Dr. Franziska Greiner-Dörchert wird seit April 2021 zwölf Monate lang vom Stifterverband und TMWWDG gefördert und möchte sich der beschriebenen Herausforderung im Rahmen des Fellowships für Innovationen in der digitalen Hochschullehre stellen. Ziel des Projektes „Digital Casebooks – Fallbasierte Selbstlernumgebungen zur Förderung des Theorie-Praxis-Transfers im Lehramtsstudium“ ist es, die Theorie-Praxis-Verzahnung durch fallbasierte E-Learning-Angebote zu stärken. Dafür werden sogenannte Digital Casebooks entwickelt, in denen Wissen über Depressionen bei Schüler:innen, Schulabsentismus und Essstörungen bei Schüler:innen entlang eines konkreten, authentischen Fallbeispiels erworben und auf schulpraktische Fragestellungen angewendet werden soll.

Aufbau eines Digital Casebooks

Foto: Dr. Franziska Greiner-Dörchert

Konzeption und Aufbau der Digital Casebooks

Zugrunde liegt den Digital Casebooks eine klare, gleichbleibende Struktur, die den Studierenden das selbstregulierte Lernen erleichtern soll (vgl. Abbildung links).

Nach einführenden Informationen zum Aufbau der Digital Casebooks und den Lernzielen folgt die Vorstellung des zu bearbeitenden Falls. Dieser bildet somit den zentralen Ausgangspunkt für die weitere Auseinandersetzung mit dem jeweiligen Thema. Für jeden Fall stehen den Studierenden verschiedenste Inhalte in Form von einzeln auswählbaren Lernbausteinen zur Verfügung. Der Aufbau der Lernbausteine jedes Casebooks ist dabei an den einheitlichen Prüfungsanforderungen in allen Bundesländern – den Anforderungsbereichen Reproduktion (deklaratives Wissen), Reorganisation (Anwendung/Übung) und Reflexion (z. B. für die zukünftige Unterrichtspraxis) orientiert. Für Studierende mit tiefergehendem Interesse an den Inhalten eines Lernbausteins stehen außerdem weiterführende Quellen in der Rubrik Vertiefung zur Verfügung. Nach der Überprüfung der Lernziele jedes einzelnen Lernbausteins erfolgt abschließend eine Zusammenfassung des gesamten Digital Casebooks. Begleitend steht zu jedem Digital Casebook ein Glossar zur Verfügung, in dem Fachbegriffe erläutert werden.
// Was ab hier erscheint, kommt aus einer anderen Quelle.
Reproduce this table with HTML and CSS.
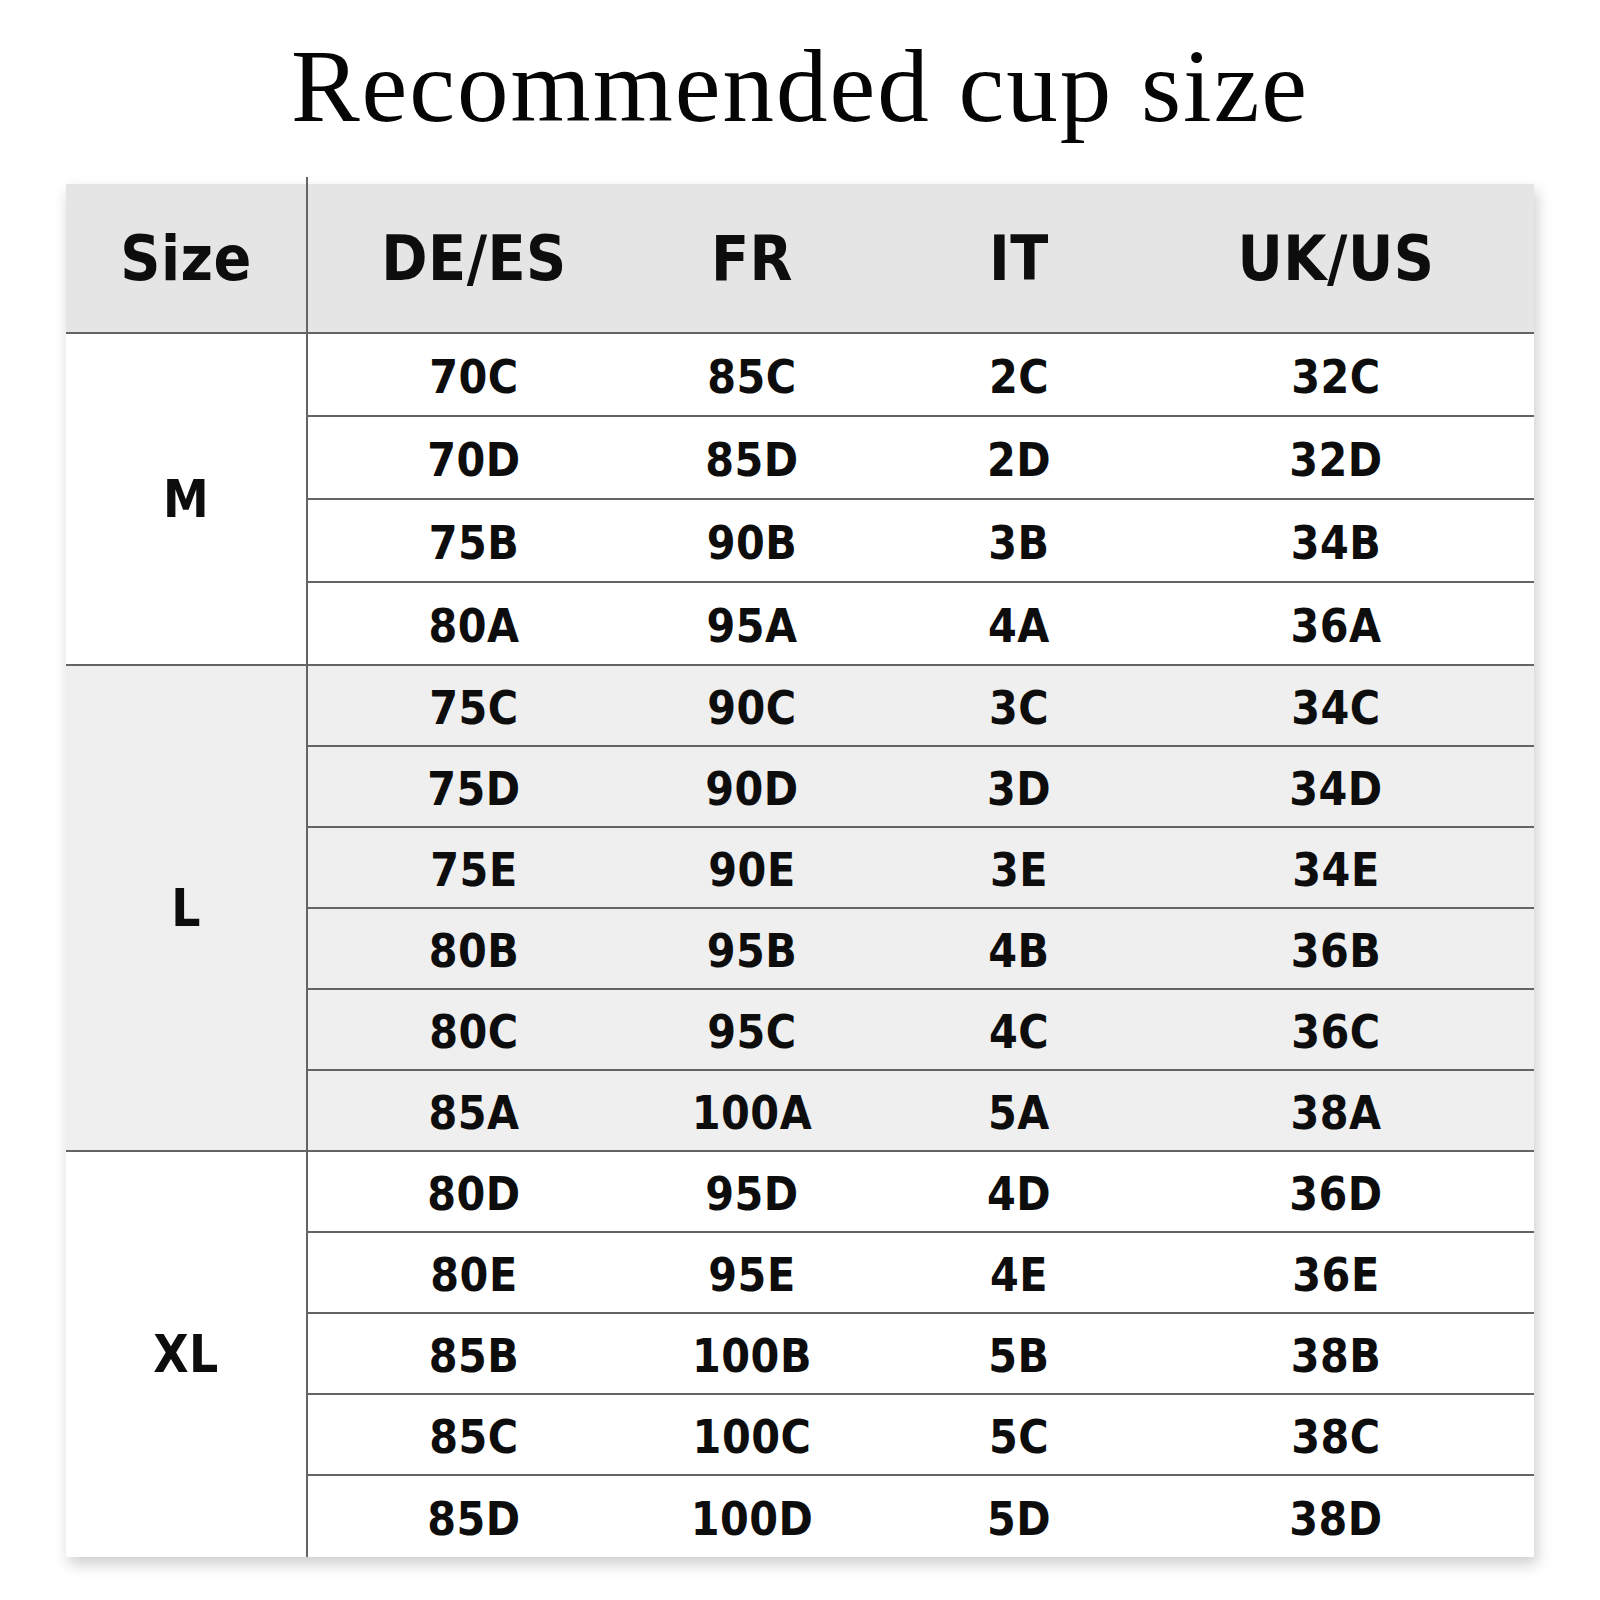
FILE: index.html
```html
<!DOCTYPE html>
<html>
<head>
<meta charset="utf-8">
<link rel="stylesheet" href="styles.css">
</head>
<body>
<h1 class="title">Recommended cup size</h1>
<div class="chart">
  <div class="head">
    <div class="size-cell">Size</div>
    <div class="row-cells">
      <div class="c c1">DE/ES</div>
      <div class="c c2">FR</div>
      <div class="c c3">IT</div>
      <div class="c c4">UK/US</div>
    </div>
  </div>

  <div class="group tall">
    <div class="size-cell label">M</div>
    <div class="rows">
      <div class="row"><div class="c c1">70C</div><div class="c c2">85C</div><div class="c c3">2C</div><div class="c c4">32C</div></div>
      <div class="row"><div class="c c1">70D</div><div class="c c2">85D</div><div class="c c3">2D</div><div class="c c4">32D</div></div>
      <div class="row"><div class="c c1">75B</div><div class="c c2">90B</div><div class="c c3">3B</div><div class="c c4">34B</div></div>
      <div class="row"><div class="c c1">80A</div><div class="c c2">95A</div><div class="c c3">4A</div><div class="c c4">36A</div></div>
    </div>
  </div>

  <div class="group shaded">
    <div class="size-cell label">L</div>
    <div class="rows">
      <div class="row"><div class="c c1">75C</div><div class="c c2">90C</div><div class="c c3">3C</div><div class="c c4">34C</div></div>
      <div class="row"><div class="c c1">75D</div><div class="c c2">90D</div><div class="c c3">3D</div><div class="c c4">34D</div></div>
      <div class="row"><div class="c c1">75E</div><div class="c c2">90E</div><div class="c c3">3E</div><div class="c c4">34E</div></div>
      <div class="row"><div class="c c1">80B</div><div class="c c2">95B</div><div class="c c3">4B</div><div class="c c4">36B</div></div>
      <div class="row"><div class="c c1">80C</div><div class="c c2">95C</div><div class="c c3">4C</div><div class="c c4">36C</div></div>
      <div class="row"><div class="c c1">85A</div><div class="c c2">100A</div><div class="c c3">5A</div><div class="c c4">38A</div></div>
    </div>
  </div>

  <div class="group last">
    <div class="size-cell label">XL</div>
    <div class="rows">
      <div class="row"><div class="c c1">80D</div><div class="c c2">95D</div><div class="c c3">4D</div><div class="c c4">36D</div></div>
      <div class="row"><div class="c c1">80E</div><div class="c c2">95E</div><div class="c c3">4E</div><div class="c c4">36E</div></div>
      <div class="row"><div class="c c1">85B</div><div class="c c2">100B</div><div class="c c3">5B</div><div class="c c4">38B</div></div>
      <div class="row"><div class="c c1">85C</div><div class="c c2">100C</div><div class="c c3">5C</div><div class="c c4">38C</div></div>
      <div class="row"><div class="c c1">85D</div><div class="c c2">100D</div><div class="c c3">5D</div><div class="c c4">38D</div></div>
    </div>
  </div>
</div>
</body>
</html>
```

FILE: styles.css
```css
html, body {
  margin: 0;
  padding: 0;
  background: #ffffff;
}

body {
  width: 1600px;
  min-height: 1600px;
  font-family: "DejaVu Sans Condensed", "Liberation Sans", sans-serif;
  color: #0d0d0d;
}

.title {
  margin: 35px 0 0 0;
  height: 103px;
  font-family: "Liberation Serif", "DejaVu Serif", serif;
  font-weight: normal;
  font-size: 103px;
  line-height: 103px;
  letter-spacing: 2px;
  text-align: center;
  color: #050505;
}

.chart {
  position: relative;
  margin: 46px 0 0 66px;
  width: 1468px;
  background: #ffffff;
  box-shadow: 3px 7px 14px rgba(0, 0, 0, 0.2);
}

.head {
  display: flex;
  height: 150px;
  background: #e5e5e5;
  border-bottom: 2px solid #646464;
  box-sizing: border-box;
  font-weight: bold;
  font-size: 62px;
  letter-spacing: 0.5px;
}

.size-cell {
  position: relative;
  width: 242px;
  flex: none;
  box-sizing: border-box;
  border-right: 2px solid #646464;
  display: flex;
  align-items: center;
  justify-content: center;
}

.head .size-cell::before {
  content: "";
  position: absolute;
  right: -2px;
  top: -7px;
  width: 2px;
  height: 7px;
  background: #646464;
}

.row-cells,
.row {
  display: flex;
  align-items: center;
}

.row-cells {
  flex: 1;
}

.c {
  text-align: center;
  box-sizing: border-box;
}

.c1 { width: 332px; }
.c2 { width: 224px; }
.c3 { width: 310px; }
.c4 { width: 360px; padding-right: 36px; }

.group {
  display: flex;
  border-bottom: 2px solid #646464;
}

.group.last {
  border-bottom: none;
}

.group.shaded {
  background: #efefef;
}

.label {
  font-weight: bold;
  font-size: 51px;
  letter-spacing: 0.5px;
}

.rows {
  display: flex;
  flex-direction: column;
  flex: 1;
}

.row {
  flex: none;
  height: 81px;
  box-sizing: border-box;
  border-bottom: 2px solid #646464;
  font-weight: bold;
  font-size: 46px;
  letter-spacing: 0.5px;
  padding-top: 4px;
}

.group.tall .row {
  height: 83px;
}

.row:last-child {
  border-bottom: none;
  height: 79px;
}

.group.tall .row:last-child {
  height: 81px;
}

.group.last .row:last-child {
  height: 81px;
}
```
Um die Heterogenität der Studierenden stärker zu berücksichtigen, werden die Digital Casebooks unter Nutzung digitaler Technologien multimodal, interaktiv und barrierearm gestaltet. Hierbei wird vor allem die große Bandbreite der Moodle-Aktivität H5P-Interactive Book (z. B. Interactive Video, Flashcards, Hot-Spot-Images und Lückentexte) genutzt, um Studierende interaktiv in die Lage zu versetzen, das theoriebezogene Wissen auf einen konkreten praktischen Fall anzuwenden. Um die Digital Casebooks möglichst barrierearm umzusetzen, wurden Checklisten als Arbeitsgrundlage erarbeitet (Link).

Nach der Erprobung der Digital Casebooks an drei ausgewählten, praxisrelevanten Themen soll die Lehrinnovation für andere Disziplinen innerhalb und außerhalb der Lehrkräftebildung nutzbar gemacht werden.